◆ **Challenge**
Identify the lines bearing the string "index" and gather them.

◆ **Collected data**
=-=-=

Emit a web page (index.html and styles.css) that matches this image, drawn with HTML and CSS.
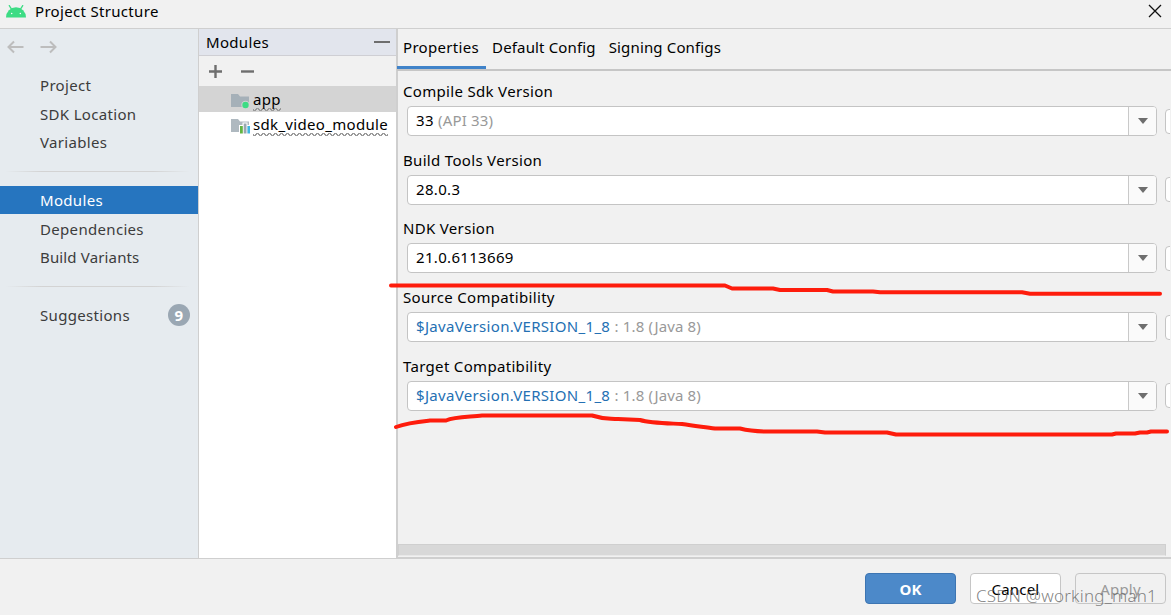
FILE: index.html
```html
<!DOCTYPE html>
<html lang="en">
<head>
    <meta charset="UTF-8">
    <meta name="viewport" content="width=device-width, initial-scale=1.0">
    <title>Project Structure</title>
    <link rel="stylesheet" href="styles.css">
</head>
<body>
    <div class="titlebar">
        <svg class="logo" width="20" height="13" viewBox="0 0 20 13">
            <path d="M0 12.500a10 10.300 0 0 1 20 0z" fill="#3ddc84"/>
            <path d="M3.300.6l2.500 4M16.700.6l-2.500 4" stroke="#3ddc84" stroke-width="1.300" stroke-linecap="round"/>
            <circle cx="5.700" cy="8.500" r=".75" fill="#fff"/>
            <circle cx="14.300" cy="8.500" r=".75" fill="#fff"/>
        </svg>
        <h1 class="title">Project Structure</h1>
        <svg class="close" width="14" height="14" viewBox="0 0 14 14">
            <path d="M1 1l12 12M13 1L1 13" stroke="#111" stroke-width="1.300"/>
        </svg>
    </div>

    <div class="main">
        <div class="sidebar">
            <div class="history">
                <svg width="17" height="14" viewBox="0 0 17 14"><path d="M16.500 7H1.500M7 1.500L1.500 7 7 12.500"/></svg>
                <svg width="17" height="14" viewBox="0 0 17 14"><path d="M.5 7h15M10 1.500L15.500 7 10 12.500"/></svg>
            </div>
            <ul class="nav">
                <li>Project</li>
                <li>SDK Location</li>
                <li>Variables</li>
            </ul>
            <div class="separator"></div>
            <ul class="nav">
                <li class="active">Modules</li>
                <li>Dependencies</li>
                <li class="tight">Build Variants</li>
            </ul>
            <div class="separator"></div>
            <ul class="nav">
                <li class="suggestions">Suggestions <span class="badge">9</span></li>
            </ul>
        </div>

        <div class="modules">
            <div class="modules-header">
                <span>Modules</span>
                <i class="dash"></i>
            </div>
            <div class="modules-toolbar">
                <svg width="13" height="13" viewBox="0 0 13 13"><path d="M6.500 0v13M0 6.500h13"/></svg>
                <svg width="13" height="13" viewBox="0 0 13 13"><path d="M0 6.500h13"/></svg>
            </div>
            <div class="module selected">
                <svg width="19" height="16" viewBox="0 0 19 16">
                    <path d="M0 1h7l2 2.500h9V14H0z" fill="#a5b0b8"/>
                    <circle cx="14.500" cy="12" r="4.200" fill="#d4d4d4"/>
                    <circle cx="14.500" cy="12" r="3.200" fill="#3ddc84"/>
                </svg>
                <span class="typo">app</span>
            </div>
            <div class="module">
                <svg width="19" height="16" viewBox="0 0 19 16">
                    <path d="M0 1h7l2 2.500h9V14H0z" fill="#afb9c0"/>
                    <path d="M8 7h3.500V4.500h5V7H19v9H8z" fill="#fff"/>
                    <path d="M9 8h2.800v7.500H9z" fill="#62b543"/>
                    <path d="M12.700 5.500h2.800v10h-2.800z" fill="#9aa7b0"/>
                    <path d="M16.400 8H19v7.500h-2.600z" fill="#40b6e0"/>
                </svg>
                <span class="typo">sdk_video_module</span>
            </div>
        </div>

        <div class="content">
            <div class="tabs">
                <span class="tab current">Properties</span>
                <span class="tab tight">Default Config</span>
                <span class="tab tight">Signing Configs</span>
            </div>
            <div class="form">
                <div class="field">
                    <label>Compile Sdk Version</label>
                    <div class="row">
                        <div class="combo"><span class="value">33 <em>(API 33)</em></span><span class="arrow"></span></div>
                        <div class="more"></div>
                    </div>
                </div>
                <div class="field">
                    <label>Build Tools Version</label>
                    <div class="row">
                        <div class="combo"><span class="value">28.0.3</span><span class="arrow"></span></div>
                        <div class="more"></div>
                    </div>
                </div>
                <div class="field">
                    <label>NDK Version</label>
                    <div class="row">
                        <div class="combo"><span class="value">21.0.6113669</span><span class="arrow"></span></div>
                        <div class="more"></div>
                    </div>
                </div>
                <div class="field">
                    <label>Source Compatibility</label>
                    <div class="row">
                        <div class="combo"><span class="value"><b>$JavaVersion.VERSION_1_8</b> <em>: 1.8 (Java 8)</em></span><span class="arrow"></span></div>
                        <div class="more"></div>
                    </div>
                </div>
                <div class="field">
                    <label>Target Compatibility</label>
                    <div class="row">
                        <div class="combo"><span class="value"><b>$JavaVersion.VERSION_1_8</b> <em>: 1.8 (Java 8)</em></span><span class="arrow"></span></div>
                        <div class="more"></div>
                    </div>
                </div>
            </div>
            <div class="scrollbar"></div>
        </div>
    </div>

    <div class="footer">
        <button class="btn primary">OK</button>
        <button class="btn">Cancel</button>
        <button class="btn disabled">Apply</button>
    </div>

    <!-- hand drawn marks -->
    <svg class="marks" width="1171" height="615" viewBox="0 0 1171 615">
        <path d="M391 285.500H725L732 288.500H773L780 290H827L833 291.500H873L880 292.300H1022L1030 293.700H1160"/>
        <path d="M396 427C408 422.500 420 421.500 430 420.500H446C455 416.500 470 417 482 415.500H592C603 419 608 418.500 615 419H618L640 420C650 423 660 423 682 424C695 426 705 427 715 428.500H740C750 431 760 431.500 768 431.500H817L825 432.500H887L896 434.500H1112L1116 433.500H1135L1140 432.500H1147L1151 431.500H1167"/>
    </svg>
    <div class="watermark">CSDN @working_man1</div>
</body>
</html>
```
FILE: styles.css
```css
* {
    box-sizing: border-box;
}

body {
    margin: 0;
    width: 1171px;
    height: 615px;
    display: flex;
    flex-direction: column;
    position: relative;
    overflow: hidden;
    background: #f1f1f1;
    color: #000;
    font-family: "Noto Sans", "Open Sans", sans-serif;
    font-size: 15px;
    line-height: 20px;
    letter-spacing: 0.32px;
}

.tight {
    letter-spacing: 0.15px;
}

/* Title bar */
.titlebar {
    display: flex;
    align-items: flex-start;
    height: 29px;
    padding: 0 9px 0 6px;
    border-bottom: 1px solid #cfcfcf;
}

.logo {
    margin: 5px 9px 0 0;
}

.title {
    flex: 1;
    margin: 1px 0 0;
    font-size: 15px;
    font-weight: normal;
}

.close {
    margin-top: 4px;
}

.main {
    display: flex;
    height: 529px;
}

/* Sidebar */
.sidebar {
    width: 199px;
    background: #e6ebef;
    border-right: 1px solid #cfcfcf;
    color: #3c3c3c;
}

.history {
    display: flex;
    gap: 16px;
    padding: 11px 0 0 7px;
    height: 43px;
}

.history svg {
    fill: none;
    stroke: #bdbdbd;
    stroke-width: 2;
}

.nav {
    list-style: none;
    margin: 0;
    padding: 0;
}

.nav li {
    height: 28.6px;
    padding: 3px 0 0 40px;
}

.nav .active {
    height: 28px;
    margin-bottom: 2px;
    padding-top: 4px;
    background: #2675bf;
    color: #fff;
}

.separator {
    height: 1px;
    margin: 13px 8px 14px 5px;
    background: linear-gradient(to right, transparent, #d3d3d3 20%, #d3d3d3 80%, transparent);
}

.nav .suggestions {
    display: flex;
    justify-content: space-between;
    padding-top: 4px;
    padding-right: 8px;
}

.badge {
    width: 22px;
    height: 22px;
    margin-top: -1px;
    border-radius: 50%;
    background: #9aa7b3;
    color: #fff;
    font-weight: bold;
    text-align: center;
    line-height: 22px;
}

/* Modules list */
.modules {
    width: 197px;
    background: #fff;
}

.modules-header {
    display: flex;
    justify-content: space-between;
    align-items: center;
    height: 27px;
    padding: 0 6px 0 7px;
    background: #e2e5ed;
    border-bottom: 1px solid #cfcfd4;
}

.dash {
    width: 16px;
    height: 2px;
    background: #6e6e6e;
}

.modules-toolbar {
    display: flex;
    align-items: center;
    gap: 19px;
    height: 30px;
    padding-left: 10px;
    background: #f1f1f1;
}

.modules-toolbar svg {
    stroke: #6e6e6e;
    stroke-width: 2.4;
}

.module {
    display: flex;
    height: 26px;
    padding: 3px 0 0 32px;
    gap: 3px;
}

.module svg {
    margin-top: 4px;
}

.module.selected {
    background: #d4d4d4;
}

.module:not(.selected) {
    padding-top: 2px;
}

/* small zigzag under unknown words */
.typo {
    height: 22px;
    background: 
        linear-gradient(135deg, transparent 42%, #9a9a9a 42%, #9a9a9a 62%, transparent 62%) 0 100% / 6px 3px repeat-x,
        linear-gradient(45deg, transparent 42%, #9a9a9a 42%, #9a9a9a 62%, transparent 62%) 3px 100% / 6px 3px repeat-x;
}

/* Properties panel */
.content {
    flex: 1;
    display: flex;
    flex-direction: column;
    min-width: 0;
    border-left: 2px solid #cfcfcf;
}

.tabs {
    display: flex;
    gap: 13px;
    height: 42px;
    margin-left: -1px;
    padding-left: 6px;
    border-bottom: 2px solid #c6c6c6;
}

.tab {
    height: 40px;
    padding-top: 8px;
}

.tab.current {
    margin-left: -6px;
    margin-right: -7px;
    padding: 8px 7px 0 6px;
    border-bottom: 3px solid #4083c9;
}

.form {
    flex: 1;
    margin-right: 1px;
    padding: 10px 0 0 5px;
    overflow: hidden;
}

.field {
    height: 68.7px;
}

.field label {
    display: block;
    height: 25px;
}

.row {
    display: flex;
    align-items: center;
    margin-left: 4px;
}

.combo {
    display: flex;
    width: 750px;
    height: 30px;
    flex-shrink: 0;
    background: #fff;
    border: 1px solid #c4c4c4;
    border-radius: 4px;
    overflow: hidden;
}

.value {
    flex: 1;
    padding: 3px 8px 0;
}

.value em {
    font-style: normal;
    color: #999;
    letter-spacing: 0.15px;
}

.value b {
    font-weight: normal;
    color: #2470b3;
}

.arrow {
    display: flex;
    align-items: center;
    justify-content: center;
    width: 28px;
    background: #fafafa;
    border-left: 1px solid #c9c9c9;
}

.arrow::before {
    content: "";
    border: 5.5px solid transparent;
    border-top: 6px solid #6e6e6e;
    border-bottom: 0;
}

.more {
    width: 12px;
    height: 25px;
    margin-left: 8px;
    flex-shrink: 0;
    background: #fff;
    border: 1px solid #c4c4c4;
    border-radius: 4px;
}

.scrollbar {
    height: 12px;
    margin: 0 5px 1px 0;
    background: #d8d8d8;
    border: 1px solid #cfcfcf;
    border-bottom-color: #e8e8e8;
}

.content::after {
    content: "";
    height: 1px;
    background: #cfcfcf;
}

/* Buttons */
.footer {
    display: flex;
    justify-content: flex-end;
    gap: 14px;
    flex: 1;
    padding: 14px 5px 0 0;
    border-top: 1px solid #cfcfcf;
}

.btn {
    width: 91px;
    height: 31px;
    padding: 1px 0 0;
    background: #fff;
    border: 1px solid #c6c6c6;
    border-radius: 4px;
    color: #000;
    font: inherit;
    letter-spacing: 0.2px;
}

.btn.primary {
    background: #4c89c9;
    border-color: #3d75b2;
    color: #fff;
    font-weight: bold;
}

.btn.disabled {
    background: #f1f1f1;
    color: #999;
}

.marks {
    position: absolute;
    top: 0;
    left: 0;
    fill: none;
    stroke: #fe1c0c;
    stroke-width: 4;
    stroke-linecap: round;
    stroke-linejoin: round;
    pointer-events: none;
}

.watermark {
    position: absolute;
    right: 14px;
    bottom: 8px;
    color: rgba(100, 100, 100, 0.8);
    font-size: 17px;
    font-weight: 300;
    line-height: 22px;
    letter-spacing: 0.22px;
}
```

=-=-=

◆ **Answer for the task**
Emit a web page (index.html and styles.css) that matches this image, drawn with HTML and CSS.
FILE: index.html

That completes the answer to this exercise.